═════ Recorded data

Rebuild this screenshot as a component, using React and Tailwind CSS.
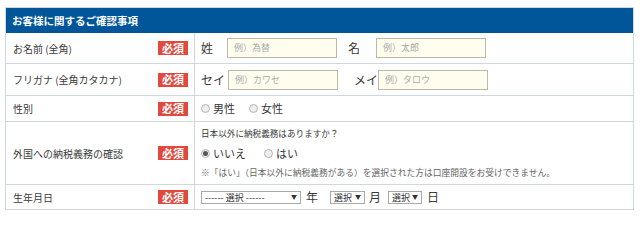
const font = { fontFamily: '"Noto Sans CJK JP", "Noto Sans", sans-serif' };

function Badge() {
  return (
    <span className="inline-flex h-[14px] w-[30px] shrink-0 items-center justify-center bg-[#e4473b] text-[11px] font-bold leading-none text-white">
      必須
    </span>
  );
}

function Row({ label, height, children, last }) {
  return (
    <div className={`flex ${height} ${last ? "" : "border-b"} border-[#cfd7df]`}>
      <div className="flex w-[189px] shrink-0 items-center justify-between border-r border-[#cfd7df] pl-[7px] pr-[6px] text-[10px] text-[#3a3a3a]">
        <span className="whitespace-nowrap">{label}</span>
        <Badge />
      </div>
      <div className="flex flex-1 items-center pl-[6px] text-[12px] text-[#3a3a3a]">{children}</div>
    </div>
  );
}

function Field({ label, labelW, placeholder }) {
  return (
    <div className="flex items-center">
      <span className={`${labelW} shrink-0`}>{label}</span>
      <div className="flex h-[20px] w-[110px] items-center border border-[#bdb9a8] bg-[#fffdee] pl-[6px] text-[9px] text-[#aaa]">
        {placeholder}
      </div>
    </div>
  );
}

function Radio({ checked, label }) {
  return (
    <span className="inline-flex items-center text-[11px]">
      <span className="mr-[3px] flex h-[9px] w-[9px] items-center justify-center rounded-full border border-[#b5b5b5] bg-[#eee]">
        {checked && <span className="h-[5px] w-[5px] rounded-full bg-[#555]" />}
      </span>
      <span>{label}</span>
    </span>
  );
}

function Select({ w, text }) {
  return (
    <div className={`flex h-[13px] ${w} shrink-0 items-center justify-between whitespace-nowrap border border-[#a9a9a9] bg-white px-[3px] text-[9px] leading-none text-[#333]`}>
      <span>{text}</span>
      <span className="text-[6px]">▼</span>
    </div>
  );
}

export default function App() {
  return (
    <div className="h-[223px] w-[640px] bg-white pl-[5px] pt-[7px]" style={font}>
      <div className="w-[629px] border border-[#cfd7df]">
        <div className="flex h-[25px] items-center bg-[#01569a] pl-[6px] text-[10.5px] font-bold text-white">
          お客様に関するご確認事項
        </div>
        <Row label="お名前 (全角)" height="h-[31px]">
          <Field label="姓" labelW="w-[26px]" placeholder="例）為替" />
          <div className="ml-[11px]">
            <Field label="名" labelW="w-[28px]" placeholder="例）太郎" />
          </div>
        </Row>
        <Row label="フリガナ (全角カタカナ)" height="h-[32px]">
          <Field label="セイ" labelW="w-[27px]" placeholder="例）カワセ" />
          <div className="ml-[16px]">
            <Field label="メイ" labelW="w-[24px]" placeholder="例）タロウ" />
          </div>
        </Row>
        <Row label="性別" height="h-[26px]">
          <div className="flex items-center gap-[14px]">
            <Radio label="男性" />
            <Radio label="女性" />
          </div>
        </Row>
        <Row label="外国への納税義務の確認" height="h-[63px]">
          <div className="flex flex-col">
            <div className="text-[8.6px] leading-[20px]">日本以外に納税義務はありますか？</div>
            <div className="flex items-center gap-[18px] leading-[20px]">
              <Radio checked label="いいえ" />
              <Radio label="はい" />
            </div>
            <div className="text-[8.75px] leading-[20px] text-[#666]">
              ※「はい」（日本以外に納税義務がある）を選択された方は口座開設をお受けできません。
            </div>
          </div>
        </Row>
        <Row label="生年月日" height="h-[24px]" last>
          <div className="flex items-center">
            <Select w="w-[100px]" text="------ 選択 ------" />
            <span className="ml-[5px] mr-[12px]">年</span>
            <Select w="w-[35px]" text="選択" />
            <span className="ml-[4px] mr-[7px]">月</span>
            <Select w="w-[34px]" text="選択" />
            <span className="ml-[5px]">日</span>
          </div>
        </Row>
      </div>
    </div>
  );
}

══════════

* **The task**:
Give an exact reproduction of every line, leaving out any picture.

* **Written response**:
Rebuild this screenshot as a component, using React and Tailwind CSS.
const font = { fontFamily: '"Noto Sans CJK JP", "Noto Sans", sans-serif' };

function Badge() {
  return (
    <span className="inline-flex h-[14px] w-[30px] shrink-0 items-center justify-center bg-[#e4473b] text-[11px] font-bold leading-none text-white">
      必須
    </span>
  );
}

function Row({ label, height, children, last }) {
  return (
    <div className={`flex ${height} ${last ? "" : "border-b"} border-[#cfd7df]`}>
      <div className="flex w-[189px] shrink-0 items-center justify-between border-r border-[#cfd7df] pl-[7px] pr-[6px] text-[10px] text-[#3a3a3a]">
        <span className="whitespace-nowrap">{label}</span>
        <Badge />
      </div>
      <div className="flex flex-1 items-center pl-[6px] text-[12px] text-[#3a3a3a]">{children}</div>
    </div>
  );
}

function Field({ label, labelW, placeholder }) {
  return (
    <div className="flex items-center">
      <span className={`${labelW} shrink-0`}>{label}</span>
      <div className="flex h-[20px] w-[110px] items-center border border-[#bdb9a8] bg-[#fffdee] pl-[6px] text-[9px] text-[#aaa]">
        {placeholder}
      </div>
    </div>
  );
}

function Radio({ checked, label }) {
  return (
    <span className="inline-flex items-center text-[11px]">
      <span className="mr-[3px] flex h-[9px] w-[9px] items-center justify-center rounded-full border border-[#b5b5b5] bg-[#eee]">
        {checked && <span className="h-[5px] w-[5px] rounded-full bg-[#555]" />}
      </span>
      <span>{label}</span>
    </span>
  );
}

function Select({ w, text }) {
  return (
    <div className={`flex h-[13px] ${w} shrink-0 items-center justify-between whitespace-nowrap border border-[#a9a9a9] bg-white px-[3px] text-[9px] leading-none text-[#333]`}>
      <span>{text}</span>
      <span className="text-[6px]">▼</span>
    </div>
  );
}

export default function App() {
  return (
    <div className="h-[223px] w-[640px] bg-white pl-[5px] pt-[7px]" style={font}>
      <div className="w-[629px] border border-[#cfd7df]">
        <div className="flex h-[25px] items-center bg-[#01569a] pl-[6px] text-[10.5px] font-bold text-white">
          お客様に関するご確認事項
        </div>
        <Row label="お名前 (全角)" height="h-[31px]">
          <Field label="姓" labelW="w-[26px]" placeholder="例）為替" />
          <div className="ml-[11px]">
            <Field label="名" labelW="w-[28px]" placeholder="例）太郎" />
          </div>
        </Row>
        <Row label="フリガナ (全角カタカナ)" height="h-[32px]">
          <Field label="セイ" labelW="w-[27px]" placeholder="例）カワセ" />
          <div className="ml-[16px]">
            <Field label="メイ" labelW="w-[24px]" placeholder="例）タロウ" />
          </div>
        </Row>
        <Row label="性別" height="h-[26px]">
          <div className="flex items-center gap-[14px]">
            <Radio label="男性" />
            <Radio label="女性" />
          </div>
        </Row>
        <Row label="外国への納税義務の確認" height="h-[63px]">
          <div className="flex flex-col">
            <div className="text-[8.6px] leading-[20px]">日本以外に納税義務はありますか？</div>
            <div className="flex items-center gap-[18px] leading-[20px]">
              <Radio checked label="いいえ" />
              <Radio label="はい" />
            </div>
            <div className="text-[8.75px] leading-[20px] text-[#666]">
              ※「はい」（日本以外に納税義務がある）を選択された方は口座開設をお受けできません。
            </div>
          </div>
        </Row>
        <Row label="生年月日" height="h-[24px]" last>
          <div className="flex items-center">
            <Select w="w-[100px]" text="------ 選択 ------" />
            <span className="ml-[5px] mr-[12px]">年</span>
            <Select w="w-[35px]" text="選択" />
            <span className="ml-[4px] mr-[7px]">月</span>
            <Select w="w-[34px]" text="選択" />
            <span className="ml-[5px]">日</span>
          </div>
        </Row>
      </div>
    </div>
  );
}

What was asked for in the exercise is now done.